### [Task details]
Transcribe every line exactly and omit anything that is a picture.

####

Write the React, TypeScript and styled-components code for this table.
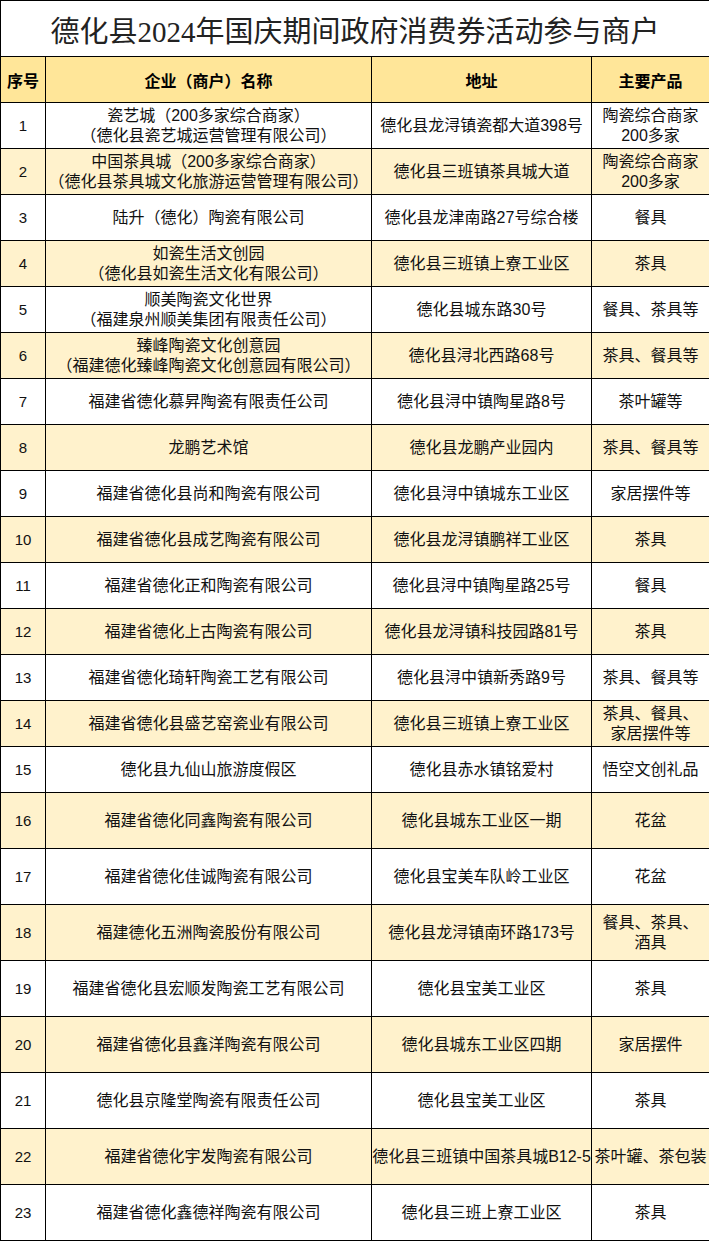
import styled, { createGlobalStyle } from 'styled-components';

type Shop = {
  name: string[];
  address: string;
  products: string[];
};

const shops: Shop[] = [
  { name: ['瓷艺城（200多家综合商家）', '（德化县瓷艺城运营管理有限公司）'], address: '德化县龙浔镇瓷都大道398号', products: ['陶瓷综合商家', '200多家'] },
  { name: ['中国茶具城（200多家综合商家）', '（德化县茶具城文化旅游运营管理有限公司）'], address: '德化县三班镇茶具城大道', products: ['陶瓷综合商家', '200多家'] },
  { name: ['陆升（德化）陶瓷有限公司'], address: '德化县龙津南路27号综合楼', products: ['餐具'] },
  { name: ['如瓷生活文创园', '（德化县如瓷生活文化有限公司）'], address: '德化县三班镇上寮工业区', products: ['茶具'] },
  { name: ['顺美陶瓷文化世界', '（福建泉州顺美集团有限责任公司）'], address: '德化县城东路30号', products: ['餐具、茶具等'] },
  { name: ['臻峰陶瓷文化创意园', '（福建德化臻峰陶瓷文化创意园有限公司）'], address: '德化县浔北西路68号', products: ['茶具、餐具等'] },
  { name: ['福建省德化慕昇陶瓷有限责任公司'], address: '德化县浔中镇陶星路8号', products: ['茶叶罐等'] },
  { name: ['龙鹏艺术馆'], address: '德化县龙鹏产业园内', products: ['茶具、餐具等'] },
  { name: ['福建省德化县尚和陶瓷有限公司'], address: '德化县浔中镇城东工业区', products: ['家居摆件等'] },
  { name: ['福建省德化县成艺陶瓷有限公司'], address: '德化县龙浔镇鹏祥工业区', products: ['茶具'] },
  { name: ['福建省德化正和陶瓷有限公司'], address: '德化县浔中镇陶星路25号', products: ['餐具'] },
  { name: ['福建省德化上古陶瓷有限公司'], address: '德化县龙浔镇科技园路81号', products: ['茶具'] },
  { name: ['福建省德化琦轩陶瓷工艺有限公司'], address: '德化县浔中镇新秀路9号', products: ['茶具、餐具等'] },
  { name: ['福建省德化县盛艺窑瓷业有限公司'], address: '德化县三班镇上寮工业区', products: ['茶具、餐具、', '家居摆件等'] },
  { name: ['德化县九仙山旅游度假区'], address: '德化县赤水镇铭爱村', products: ['悟空文创礼品'] },
  { name: ['福建省德化同鑫陶瓷有限公司'], address: '德化县城东工业区一期', products: ['花盆'] },
  { name: ['福建省德化佳诚陶瓷有限公司'], address: '德化县宝美车队岭工业区', products: ['花盆'] },
  { name: ['福建德化五洲陶瓷股份有限公司'], address: '德化县龙浔镇南环路173号', products: ['餐具、茶具、', '酒具'] },
  { name: ['福建省德化县宏顺发陶瓷工艺有限公司'], address: '德化县宝美工业区', products: ['茶具'] },
  { name: ['福建省德化县鑫洋陶瓷有限公司'], address: '德化县城东工业区四期', products: ['家居摆件'] },
  { name: ['德化县京隆堂陶瓷有限责任公司'], address: '德化县宝美工业区', products: ['茶具'] },
  { name: ['福建省德化宇发陶瓷有限公司'], address: '德化县三班镇中国茶具城B12-5', products: ['茶叶罐、茶包装'] },
  { name: ['福建省德化鑫德祥陶瓷有限公司'], address: '德化县三班上寮工业区', products: ['茶具'] },
];

export default function App() {
  return (
    <Sheet>
      <GlobalStyle />
      <colgroup>
        <col style={{ width: 45 }} />
        <col style={{ width: 326 }} />
        <col style={{ width: 220 }} />
        <col style={{ width: 118 }} />
      </colgroup>
      <thead>
        <tr>
          <TitleCell colSpan={4}>德化县2024年国庆期间政府消费券活动参与商户</TitleCell>
        </tr>
        <tr>
          <HeadCell>序号</HeadCell>
          <HeadCell>企业（商户）名称</HeadCell>
          <HeadCell>地址</HeadCell>
          <HeadCell>主要产品</HeadCell>
        </tr>
      </thead>
      <tbody>
        {shops.map((shop, i) => (
          <Row key={i} $shaded={i % 2 === 1} $tall={i >= 15}>
            <NumCell>{i + 1}</NumCell>
            <Cell>
              {shop.name.map((line) => (
                <Line key={line}>{line}</Line>
              ))}
            </Cell>
            <Cell $tight>{shop.address}</Cell>
            <Cell $tight>
              {shop.products.map((line) => (
                <Line key={line}>{line}</Line>
              ))}
            </Cell>
          </Row>
        ))}
      </tbody>
    </Sheet>
  );
}

const GlobalStyle = createGlobalStyle`
  body {
    margin: 0;
    background: #ffffff;
    color: #000000;
    font-family: "Liberation Sans", "Noto Sans CJK SC", sans-serif;
    text-spacing-trim: space-all;
    font-feature-settings: "chws" 0, "halt" 0;
  }
`;

const Sheet = styled.table`
  width: 709px;
  border-collapse: collapse;
  table-layout: fixed;
`;

const TitleCell = styled.th`
  height: 55px;
  border: 1px solid #000;
  font-family: "Liberation Serif", "Noto Sans CJK SC", serif;
  font-size: 29px;
  font-weight: normal;
  color: #222;
  text-align: center;
  padding: 0;
`;

const HeadCell = styled.th`
  height: 45px;
  border: 1px solid #000;
  background: #ffe699;
  font-family: "Noto Sans CJK SC", sans-serif;
  font-size: 16px;
  font-weight: 700;
  text-align: center;
  padding: 0;
`;

const Row = styled.tr<{ $shaded: boolean; $tall: boolean }>`
  height: ${({ $tall }) => ($tall ? '56px' : '46px')};
  background: ${({ $shaded }) => ($shaded ? '#fff2cc' : '#ffffff')};
`;

const Cell = styled.td<{ $tight?: boolean }>`
  border: 1px solid #000;
  text-align: center;
  vertical-align: middle;
  font-size: 16px;
  line-height: 20px;
  padding: ${({ $tight }) => ($tight ? '0' : '0 2px')};
  white-space: nowrap;
  overflow: hidden;
  color: #111;
`;

const NumCell = styled(Cell)`
  font-size: 15px;
`;

const Line = styled.div`
  line-height: 20px;
`;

####

### [Final result]
Write the React, TypeScript and styled-components code for this table.
import styled, { createGlobalStyle } from 'styled-components';

type Shop = {
  name: string[];
  address: string;
  products: string[];
};

const shops: Shop[] = [
  { name: ['瓷艺城（200多家综合商家）', '（德化县瓷艺城运营管理有限公司）'], address: '德化县龙浔镇瓷都大道398号', products: ['陶瓷综合商家', '200多家'] },
  { name: ['中国茶具城（200多家综合商家）', '（德化县茶具城文化旅游运营管理有限公司）'], address: '德化县三班镇茶具城大道', products: ['陶瓷综合商家', '200多家'] },
  { name: ['陆升（德化）陶瓷有限公司'], address: '德化县龙津南路27号综合楼', products: ['餐具'] },
  { name: ['如瓷生活文创园', '（德化县如瓷生活文化有限公司）'], address: '德化县三班镇上寮工业区', products: ['茶具'] },
  { name: ['顺美陶瓷文化世界', '（福建泉州顺美集团有限责任公司）'], address: '德化县城东路30号', products: ['餐具、茶具等'] },
  { name: ['臻峰陶瓷文化创意园', '（福建德化臻峰陶瓷文化创意园有限公司）'], address: '德化县浔北西路68号', products: ['茶具、餐具等'] },
  { name: ['福建省德化慕昇陶瓷有限责任公司'], address: '德化县浔中镇陶星路8号', products: ['茶叶罐等'] },
  { name: ['龙鹏艺术馆'], address: '德化县龙鹏产业园内', products: ['茶具、餐具等'] },
  { name: ['福建省德化县尚和陶瓷有限公司'], address: '德化县浔中镇城东工业区', products: ['家居摆件等'] },
  { name: ['福建省德化县成艺陶瓷有限公司'], address: '德化县龙浔镇鹏祥工业区', products: ['茶具'] },
  { name: ['福建省德化正和陶瓷有限公司'], address: '德化县浔中镇陶星路25号', products: ['餐具'] },
  { name: ['福建省德化上古陶瓷有限公司'], address: '德化县龙浔镇科技园路81号', products: ['茶具'] },
  { name: ['福建省德化琦轩陶瓷工艺有限公司'], address: '德化县浔中镇新秀路9号', products: ['茶具、餐具等'] },
  { name: ['福建省德化县盛艺窑瓷业有限公司'], address: '德化县三班镇上寮工业区', products: ['茶具、餐具、', '家居摆件等'] },
  { name: ['德化县九仙山旅游度假区'], address: '德化县赤水镇铭爱村', products: ['悟空文创礼品'] },
  { name: ['福建省德化同鑫陶瓷有限公司'], address: '德化县城东工业区一期', products: ['花盆'] },
  { name: ['福建省德化佳诚陶瓷有限公司'], address: '德化县宝美车队岭工业区', products: ['花盆'] },
  { name: ['福建德化五洲陶瓷股份有限公司'], address: '德化县龙浔镇南环路173号', products: ['餐具、茶具、', '酒具'] },
  { name: ['福建省德化县宏顺发陶瓷工艺有限公司'], address: '德化县宝美工业区', products: ['茶具'] },
  { name: ['福建省德化县鑫洋陶瓷有限公司'], address: '德化县城东工业区四期', products: ['家居摆件'] },
  { name: ['德化县京隆堂陶瓷有限责任公司'], address: '德化县宝美工业区', products: ['茶具'] },
  { name: ['福建省德化宇发陶瓷有限公司'], address: '德化县三班镇中国茶具城B12-5', products: ['茶叶罐、茶包装'] },
  { name: ['福建省德化鑫德祥陶瓷有限公司'], address: '德化县三班上寮工业区', products: ['茶具'] },
];

export default function App() {
  return (
    <Sheet>
      <GlobalStyle />
      <colgroup>
        <col style={{ width: 45 }} />
        <col style={{ width: 326 }} />
        <col style={{ width: 220 }} />
        <col style={{ width: 118 }} />
      </colgroup>
      <thead>
        <tr>
          <TitleCell colSpan={4}>德化县2024年国庆期间政府消费券活动参与商户</TitleCell>
        </tr>
        <tr>
          <HeadCell>序号</HeadCell>
          <HeadCell>企业（商户）名称</HeadCell>
          <HeadCell>地址</HeadCell>
          <HeadCell>主要产品</HeadCell>
        </tr>
      </thead>
      <tbody>
        {shops.map((shop, i) => (
          <Row key={i} $shaded={i % 2 === 1} $tall={i >= 15}>
            <NumCell>{i + 1}</NumCell>
            <Cell>
              {shop.name.map((line) => (
                <Line key={line}>{line}</Line>
              ))}
            </Cell>
            <Cell $tight>{shop.address}</Cell>
            <Cell $tight>
              {shop.products.map((line) => (
                <Line key={line}>{line}</Line>
              ))}
            </Cell>
          </Row>
        ))}
      </tbody>
    </Sheet>
  );
}

const GlobalStyle = createGlobalStyle`
  body {
    margin: 0;
    background: #ffffff;
    color: #000000;
    font-family: "Liberation Sans", "Noto Sans CJK SC", sans-serif;
    text-spacing-trim: space-all;
    font-feature-settings: "chws" 0, "halt" 0;
  }
`;

const Sheet = styled.table`
  width: 709px;
  border-collapse: collapse;
  table-layout: fixed;
`;

const TitleCell = styled.th`
  height: 55px;
  border: 1px solid #000;
  font-family: "Liberation Serif", "Noto Sans CJK SC", serif;
  font-size: 29px;
  font-weight: normal;
  color: #222;
  text-align: center;
  padding: 0;
`;

const HeadCell = styled.th`
  height: 45px;
  border: 1px solid #000;
  background: #ffe699;
  font-family: "Noto Sans CJK SC", sans-serif;
  font-size: 16px;
  font-weight: 700;
  text-align: center;
  padding: 0;
`;

const Row = styled.tr<{ $shaded: boolean; $tall: boolean }>`
  height: ${({ $tall }) => ($tall ? '56px' : '46px')};
  background: ${({ $shaded }) => ($shaded ? '#fff2cc' : '#ffffff')};
`;

const Cell = styled.td<{ $tight?: boolean }>`
  border: 1px solid #000;
  text-align: center;
  vertical-align: middle;
  font-size: 16px;
  line-height: 20px;
  padding: ${({ $tight }) => ($tight ? '0' : '0 2px')};
  white-space: nowrap;
  overflow: hidden;
  color: #111;
`;

const NumCell = styled(Cell)`
  font-size: 15px;
`;

const Line = styled.div`
  line-height: 20px;
`;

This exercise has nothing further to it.